◆ **PROBLEM TO WORK ON**: Below are the records. List every line holding the word "index".

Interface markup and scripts
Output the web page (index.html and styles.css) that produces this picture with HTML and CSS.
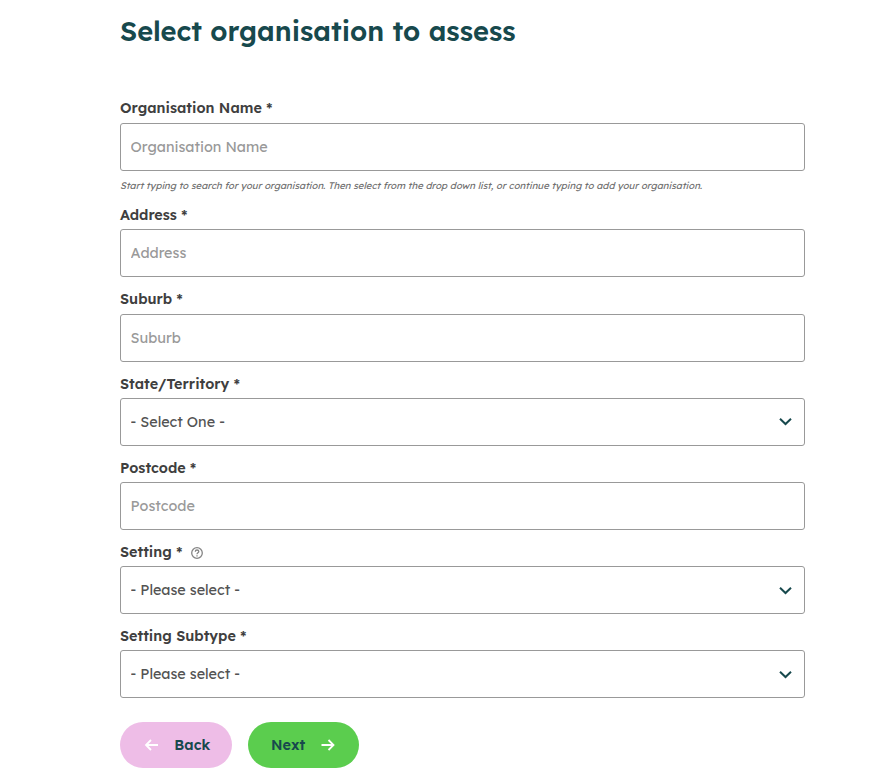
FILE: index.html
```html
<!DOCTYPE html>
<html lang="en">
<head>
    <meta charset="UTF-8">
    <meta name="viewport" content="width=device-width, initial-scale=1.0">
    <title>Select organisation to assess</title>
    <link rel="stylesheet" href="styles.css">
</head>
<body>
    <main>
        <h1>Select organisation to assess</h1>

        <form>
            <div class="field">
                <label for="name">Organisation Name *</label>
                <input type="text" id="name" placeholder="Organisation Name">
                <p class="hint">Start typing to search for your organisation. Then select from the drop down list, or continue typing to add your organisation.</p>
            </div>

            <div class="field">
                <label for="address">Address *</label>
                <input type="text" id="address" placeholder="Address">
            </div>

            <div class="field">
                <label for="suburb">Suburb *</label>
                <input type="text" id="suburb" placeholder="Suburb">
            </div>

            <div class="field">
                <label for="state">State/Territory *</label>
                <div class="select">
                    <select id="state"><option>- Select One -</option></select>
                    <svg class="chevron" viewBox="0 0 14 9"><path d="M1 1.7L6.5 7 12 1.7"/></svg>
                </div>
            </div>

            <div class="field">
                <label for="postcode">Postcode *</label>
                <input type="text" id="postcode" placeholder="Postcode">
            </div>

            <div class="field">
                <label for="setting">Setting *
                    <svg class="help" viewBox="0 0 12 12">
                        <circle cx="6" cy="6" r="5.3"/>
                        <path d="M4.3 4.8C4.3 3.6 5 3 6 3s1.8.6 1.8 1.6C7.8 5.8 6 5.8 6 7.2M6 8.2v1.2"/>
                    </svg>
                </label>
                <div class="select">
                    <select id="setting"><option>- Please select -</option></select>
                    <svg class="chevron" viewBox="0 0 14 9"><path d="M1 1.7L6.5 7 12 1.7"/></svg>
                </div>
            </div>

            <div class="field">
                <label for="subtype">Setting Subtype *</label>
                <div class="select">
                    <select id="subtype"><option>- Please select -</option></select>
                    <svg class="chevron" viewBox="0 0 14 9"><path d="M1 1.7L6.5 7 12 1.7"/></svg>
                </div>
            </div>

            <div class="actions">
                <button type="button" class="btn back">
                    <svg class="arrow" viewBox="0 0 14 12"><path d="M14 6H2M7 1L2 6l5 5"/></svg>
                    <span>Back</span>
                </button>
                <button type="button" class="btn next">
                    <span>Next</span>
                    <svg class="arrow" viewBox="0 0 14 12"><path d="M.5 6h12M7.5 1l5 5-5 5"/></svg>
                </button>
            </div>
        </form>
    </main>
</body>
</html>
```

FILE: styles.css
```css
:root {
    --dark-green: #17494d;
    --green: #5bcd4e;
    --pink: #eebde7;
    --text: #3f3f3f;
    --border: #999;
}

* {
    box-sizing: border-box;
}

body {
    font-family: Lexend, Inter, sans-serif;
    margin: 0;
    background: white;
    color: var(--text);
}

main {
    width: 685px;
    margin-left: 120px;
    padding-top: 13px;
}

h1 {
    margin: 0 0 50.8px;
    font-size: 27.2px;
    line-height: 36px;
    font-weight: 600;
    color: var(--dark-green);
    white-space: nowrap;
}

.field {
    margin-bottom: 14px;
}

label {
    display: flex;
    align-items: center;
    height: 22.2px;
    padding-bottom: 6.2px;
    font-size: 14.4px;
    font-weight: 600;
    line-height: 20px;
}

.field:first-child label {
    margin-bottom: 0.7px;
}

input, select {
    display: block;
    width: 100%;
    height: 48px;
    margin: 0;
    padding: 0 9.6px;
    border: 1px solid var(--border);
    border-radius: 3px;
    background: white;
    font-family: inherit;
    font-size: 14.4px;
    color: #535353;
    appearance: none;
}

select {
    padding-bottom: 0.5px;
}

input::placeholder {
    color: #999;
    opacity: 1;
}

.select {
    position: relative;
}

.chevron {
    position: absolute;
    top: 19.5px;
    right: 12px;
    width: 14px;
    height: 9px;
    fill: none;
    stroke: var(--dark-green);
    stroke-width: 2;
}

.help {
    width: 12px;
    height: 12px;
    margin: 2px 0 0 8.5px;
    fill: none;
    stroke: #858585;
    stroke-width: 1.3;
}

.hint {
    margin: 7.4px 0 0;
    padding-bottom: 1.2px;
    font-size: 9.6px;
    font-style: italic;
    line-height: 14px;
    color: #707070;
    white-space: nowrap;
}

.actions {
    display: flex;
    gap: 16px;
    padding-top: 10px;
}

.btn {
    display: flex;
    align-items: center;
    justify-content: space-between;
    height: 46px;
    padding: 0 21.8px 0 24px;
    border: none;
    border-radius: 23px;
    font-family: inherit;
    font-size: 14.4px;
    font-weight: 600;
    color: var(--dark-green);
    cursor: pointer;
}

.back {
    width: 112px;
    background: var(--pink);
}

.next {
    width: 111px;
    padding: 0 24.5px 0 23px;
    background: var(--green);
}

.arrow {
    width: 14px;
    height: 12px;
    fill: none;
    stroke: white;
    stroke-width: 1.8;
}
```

...

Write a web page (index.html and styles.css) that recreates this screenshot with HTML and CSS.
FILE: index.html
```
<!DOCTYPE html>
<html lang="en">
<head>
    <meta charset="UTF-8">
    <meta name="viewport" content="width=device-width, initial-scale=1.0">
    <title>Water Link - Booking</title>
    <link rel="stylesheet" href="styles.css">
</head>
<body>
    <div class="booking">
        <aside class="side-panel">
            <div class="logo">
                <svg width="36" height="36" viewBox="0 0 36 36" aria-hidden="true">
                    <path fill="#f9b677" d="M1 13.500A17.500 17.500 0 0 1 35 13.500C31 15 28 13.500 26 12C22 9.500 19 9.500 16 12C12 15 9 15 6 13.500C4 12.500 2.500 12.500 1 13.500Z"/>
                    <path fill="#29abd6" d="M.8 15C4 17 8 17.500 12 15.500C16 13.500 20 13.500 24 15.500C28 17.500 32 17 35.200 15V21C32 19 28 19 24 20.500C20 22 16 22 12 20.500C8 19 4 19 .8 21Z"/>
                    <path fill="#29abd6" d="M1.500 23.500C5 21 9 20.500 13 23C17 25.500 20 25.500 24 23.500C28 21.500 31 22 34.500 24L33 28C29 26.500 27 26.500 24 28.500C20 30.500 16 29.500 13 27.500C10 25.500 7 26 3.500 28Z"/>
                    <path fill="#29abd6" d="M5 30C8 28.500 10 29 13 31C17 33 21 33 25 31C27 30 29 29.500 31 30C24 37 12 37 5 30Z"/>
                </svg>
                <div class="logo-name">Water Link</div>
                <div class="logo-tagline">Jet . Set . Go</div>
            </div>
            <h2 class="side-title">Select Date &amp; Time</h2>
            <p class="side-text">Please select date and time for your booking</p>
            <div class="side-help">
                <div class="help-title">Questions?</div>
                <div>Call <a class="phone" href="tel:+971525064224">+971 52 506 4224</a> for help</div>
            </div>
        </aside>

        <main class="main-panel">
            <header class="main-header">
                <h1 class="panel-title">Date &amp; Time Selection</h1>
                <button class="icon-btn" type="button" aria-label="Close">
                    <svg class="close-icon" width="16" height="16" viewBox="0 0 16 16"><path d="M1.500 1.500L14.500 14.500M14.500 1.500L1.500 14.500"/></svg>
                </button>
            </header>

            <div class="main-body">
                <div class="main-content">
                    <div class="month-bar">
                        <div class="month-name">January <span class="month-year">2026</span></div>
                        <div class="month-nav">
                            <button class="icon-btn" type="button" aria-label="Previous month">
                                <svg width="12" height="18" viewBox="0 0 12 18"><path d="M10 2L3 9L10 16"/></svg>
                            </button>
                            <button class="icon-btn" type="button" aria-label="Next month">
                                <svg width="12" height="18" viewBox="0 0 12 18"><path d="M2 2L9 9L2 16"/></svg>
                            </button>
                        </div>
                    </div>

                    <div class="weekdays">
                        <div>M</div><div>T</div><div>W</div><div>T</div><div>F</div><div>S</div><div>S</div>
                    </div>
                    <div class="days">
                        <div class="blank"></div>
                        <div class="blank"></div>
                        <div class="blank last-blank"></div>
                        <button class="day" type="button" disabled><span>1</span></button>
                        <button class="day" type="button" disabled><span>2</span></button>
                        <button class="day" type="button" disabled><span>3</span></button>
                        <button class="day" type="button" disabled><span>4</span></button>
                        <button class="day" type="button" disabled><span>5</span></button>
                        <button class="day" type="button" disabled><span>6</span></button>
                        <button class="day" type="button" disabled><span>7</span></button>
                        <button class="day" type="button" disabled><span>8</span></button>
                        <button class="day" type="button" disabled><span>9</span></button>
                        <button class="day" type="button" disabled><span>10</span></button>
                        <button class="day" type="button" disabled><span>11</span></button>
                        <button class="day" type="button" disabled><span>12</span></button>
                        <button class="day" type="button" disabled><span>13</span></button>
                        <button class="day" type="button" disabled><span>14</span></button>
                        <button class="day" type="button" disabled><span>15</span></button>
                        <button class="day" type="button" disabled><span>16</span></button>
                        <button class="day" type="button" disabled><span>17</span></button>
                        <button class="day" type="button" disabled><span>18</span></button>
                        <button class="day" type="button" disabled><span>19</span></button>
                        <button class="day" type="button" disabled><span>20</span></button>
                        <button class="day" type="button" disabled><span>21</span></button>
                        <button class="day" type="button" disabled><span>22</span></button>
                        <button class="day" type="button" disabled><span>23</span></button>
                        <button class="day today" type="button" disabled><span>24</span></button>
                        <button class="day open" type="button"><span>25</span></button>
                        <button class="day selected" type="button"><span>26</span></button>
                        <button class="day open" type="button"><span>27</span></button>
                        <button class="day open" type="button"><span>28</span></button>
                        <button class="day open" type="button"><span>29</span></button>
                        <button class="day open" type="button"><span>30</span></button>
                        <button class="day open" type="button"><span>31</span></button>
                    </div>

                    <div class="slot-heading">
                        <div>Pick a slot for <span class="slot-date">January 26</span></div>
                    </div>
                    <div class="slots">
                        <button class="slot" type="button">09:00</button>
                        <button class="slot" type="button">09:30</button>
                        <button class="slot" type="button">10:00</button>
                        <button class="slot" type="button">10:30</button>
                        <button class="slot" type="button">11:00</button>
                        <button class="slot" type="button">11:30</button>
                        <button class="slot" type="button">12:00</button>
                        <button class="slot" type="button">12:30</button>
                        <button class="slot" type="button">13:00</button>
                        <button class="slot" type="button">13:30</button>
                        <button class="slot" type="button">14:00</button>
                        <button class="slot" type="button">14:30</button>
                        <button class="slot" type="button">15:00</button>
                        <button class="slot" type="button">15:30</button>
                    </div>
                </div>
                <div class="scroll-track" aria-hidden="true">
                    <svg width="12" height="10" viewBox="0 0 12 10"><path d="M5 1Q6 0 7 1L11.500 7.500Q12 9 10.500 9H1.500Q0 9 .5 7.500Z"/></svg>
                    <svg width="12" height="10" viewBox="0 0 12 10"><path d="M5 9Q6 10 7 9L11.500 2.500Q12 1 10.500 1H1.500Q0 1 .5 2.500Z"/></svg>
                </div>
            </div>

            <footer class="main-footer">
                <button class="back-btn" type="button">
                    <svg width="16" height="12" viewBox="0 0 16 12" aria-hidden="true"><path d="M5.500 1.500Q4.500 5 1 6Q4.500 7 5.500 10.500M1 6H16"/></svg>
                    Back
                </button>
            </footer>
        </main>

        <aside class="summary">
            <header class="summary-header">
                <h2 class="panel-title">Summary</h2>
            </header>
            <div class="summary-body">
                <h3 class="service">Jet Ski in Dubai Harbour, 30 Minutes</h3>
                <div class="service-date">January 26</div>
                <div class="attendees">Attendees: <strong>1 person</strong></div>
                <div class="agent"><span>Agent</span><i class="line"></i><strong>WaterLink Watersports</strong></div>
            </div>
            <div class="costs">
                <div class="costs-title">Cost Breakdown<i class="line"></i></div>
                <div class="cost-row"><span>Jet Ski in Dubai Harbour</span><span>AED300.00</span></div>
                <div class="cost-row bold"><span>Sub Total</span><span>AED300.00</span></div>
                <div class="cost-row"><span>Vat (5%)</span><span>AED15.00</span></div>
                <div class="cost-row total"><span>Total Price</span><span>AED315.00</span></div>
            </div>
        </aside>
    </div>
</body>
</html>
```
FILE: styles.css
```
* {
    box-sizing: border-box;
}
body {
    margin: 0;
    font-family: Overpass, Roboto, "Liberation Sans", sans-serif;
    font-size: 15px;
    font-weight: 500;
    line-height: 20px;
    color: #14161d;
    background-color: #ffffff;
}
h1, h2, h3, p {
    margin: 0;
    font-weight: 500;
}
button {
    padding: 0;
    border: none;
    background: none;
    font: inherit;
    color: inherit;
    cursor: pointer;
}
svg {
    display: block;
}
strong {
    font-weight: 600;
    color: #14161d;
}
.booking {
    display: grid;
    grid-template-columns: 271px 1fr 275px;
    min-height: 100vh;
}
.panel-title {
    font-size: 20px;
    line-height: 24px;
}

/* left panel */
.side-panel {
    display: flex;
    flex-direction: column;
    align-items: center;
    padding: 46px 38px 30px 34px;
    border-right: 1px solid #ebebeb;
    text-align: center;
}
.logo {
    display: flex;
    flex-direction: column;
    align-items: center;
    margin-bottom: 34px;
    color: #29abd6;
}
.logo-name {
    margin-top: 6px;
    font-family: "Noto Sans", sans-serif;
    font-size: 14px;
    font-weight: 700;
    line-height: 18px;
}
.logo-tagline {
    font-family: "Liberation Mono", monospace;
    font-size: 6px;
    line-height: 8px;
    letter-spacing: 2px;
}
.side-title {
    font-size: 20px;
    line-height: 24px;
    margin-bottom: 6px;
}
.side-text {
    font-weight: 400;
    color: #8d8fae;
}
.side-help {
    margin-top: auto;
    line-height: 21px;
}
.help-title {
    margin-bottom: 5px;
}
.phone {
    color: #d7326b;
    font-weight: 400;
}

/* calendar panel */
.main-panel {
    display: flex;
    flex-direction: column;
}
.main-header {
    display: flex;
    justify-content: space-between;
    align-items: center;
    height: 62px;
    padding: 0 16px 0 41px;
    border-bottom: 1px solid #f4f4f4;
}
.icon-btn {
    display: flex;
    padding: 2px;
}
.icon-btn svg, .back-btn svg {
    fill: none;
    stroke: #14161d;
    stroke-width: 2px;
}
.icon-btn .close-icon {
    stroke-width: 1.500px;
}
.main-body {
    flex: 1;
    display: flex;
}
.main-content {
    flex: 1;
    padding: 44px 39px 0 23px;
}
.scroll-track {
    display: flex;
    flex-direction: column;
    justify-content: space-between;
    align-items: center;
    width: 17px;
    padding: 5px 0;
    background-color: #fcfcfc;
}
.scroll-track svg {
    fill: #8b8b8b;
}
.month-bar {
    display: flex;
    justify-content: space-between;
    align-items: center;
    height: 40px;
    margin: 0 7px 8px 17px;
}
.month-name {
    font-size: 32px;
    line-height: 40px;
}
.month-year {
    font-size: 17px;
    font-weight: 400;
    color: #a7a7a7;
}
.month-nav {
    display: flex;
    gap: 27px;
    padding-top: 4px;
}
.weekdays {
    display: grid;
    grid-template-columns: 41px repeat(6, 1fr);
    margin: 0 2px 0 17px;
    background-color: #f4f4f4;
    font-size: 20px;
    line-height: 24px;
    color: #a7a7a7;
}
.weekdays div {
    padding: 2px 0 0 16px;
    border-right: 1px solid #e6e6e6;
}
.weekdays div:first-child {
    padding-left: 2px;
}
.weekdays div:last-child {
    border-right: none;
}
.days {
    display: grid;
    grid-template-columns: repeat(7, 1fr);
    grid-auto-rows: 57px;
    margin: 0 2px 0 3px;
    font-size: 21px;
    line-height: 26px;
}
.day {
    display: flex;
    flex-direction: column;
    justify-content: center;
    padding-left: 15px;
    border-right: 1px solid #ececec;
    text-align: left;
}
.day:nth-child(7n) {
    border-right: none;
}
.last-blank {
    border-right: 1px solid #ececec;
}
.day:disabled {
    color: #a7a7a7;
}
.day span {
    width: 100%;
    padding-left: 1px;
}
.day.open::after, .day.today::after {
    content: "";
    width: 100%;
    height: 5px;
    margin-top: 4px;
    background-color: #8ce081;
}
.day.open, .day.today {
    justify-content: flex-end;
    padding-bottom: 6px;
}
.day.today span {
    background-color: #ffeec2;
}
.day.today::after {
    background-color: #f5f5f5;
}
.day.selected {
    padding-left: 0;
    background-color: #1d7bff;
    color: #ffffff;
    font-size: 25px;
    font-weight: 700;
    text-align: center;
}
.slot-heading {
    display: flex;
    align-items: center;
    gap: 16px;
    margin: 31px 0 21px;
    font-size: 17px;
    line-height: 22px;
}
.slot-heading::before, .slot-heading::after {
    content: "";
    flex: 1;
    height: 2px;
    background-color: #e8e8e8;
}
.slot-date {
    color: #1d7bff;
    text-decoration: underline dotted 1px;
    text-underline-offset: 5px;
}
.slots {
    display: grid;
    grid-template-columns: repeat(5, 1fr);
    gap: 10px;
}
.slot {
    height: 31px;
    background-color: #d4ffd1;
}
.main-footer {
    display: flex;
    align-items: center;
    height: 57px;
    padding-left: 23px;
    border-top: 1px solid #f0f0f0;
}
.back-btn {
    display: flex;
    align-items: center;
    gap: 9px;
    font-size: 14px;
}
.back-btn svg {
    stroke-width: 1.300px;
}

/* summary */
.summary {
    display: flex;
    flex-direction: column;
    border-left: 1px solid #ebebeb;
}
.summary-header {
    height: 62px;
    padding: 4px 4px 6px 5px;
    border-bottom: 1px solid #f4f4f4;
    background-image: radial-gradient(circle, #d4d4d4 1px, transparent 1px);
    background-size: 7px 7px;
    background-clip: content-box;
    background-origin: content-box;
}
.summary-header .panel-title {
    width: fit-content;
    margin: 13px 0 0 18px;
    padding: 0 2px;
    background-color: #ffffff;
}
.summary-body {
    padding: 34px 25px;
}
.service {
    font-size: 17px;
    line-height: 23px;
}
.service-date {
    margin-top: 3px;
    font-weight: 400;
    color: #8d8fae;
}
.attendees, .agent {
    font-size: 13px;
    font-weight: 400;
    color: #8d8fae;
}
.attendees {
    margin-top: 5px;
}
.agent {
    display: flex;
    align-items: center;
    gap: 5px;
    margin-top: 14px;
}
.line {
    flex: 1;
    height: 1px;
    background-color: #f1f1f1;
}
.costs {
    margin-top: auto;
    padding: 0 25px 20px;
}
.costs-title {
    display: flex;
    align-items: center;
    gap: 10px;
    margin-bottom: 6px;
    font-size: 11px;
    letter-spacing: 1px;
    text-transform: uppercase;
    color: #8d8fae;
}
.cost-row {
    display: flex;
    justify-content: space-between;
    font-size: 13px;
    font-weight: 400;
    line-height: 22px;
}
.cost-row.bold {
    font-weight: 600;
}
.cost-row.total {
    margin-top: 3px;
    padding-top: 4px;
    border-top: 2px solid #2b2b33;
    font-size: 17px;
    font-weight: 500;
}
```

◆ **SOLUTION TO THIS EXERCISE**:
Output the web page (index.html and styles.css) that produces this picture with HTML and CSS.
FILE: index.html
Write a web page (index.html and styles.css) that recreates this screenshot with HTML and CSS.
FILE: index.html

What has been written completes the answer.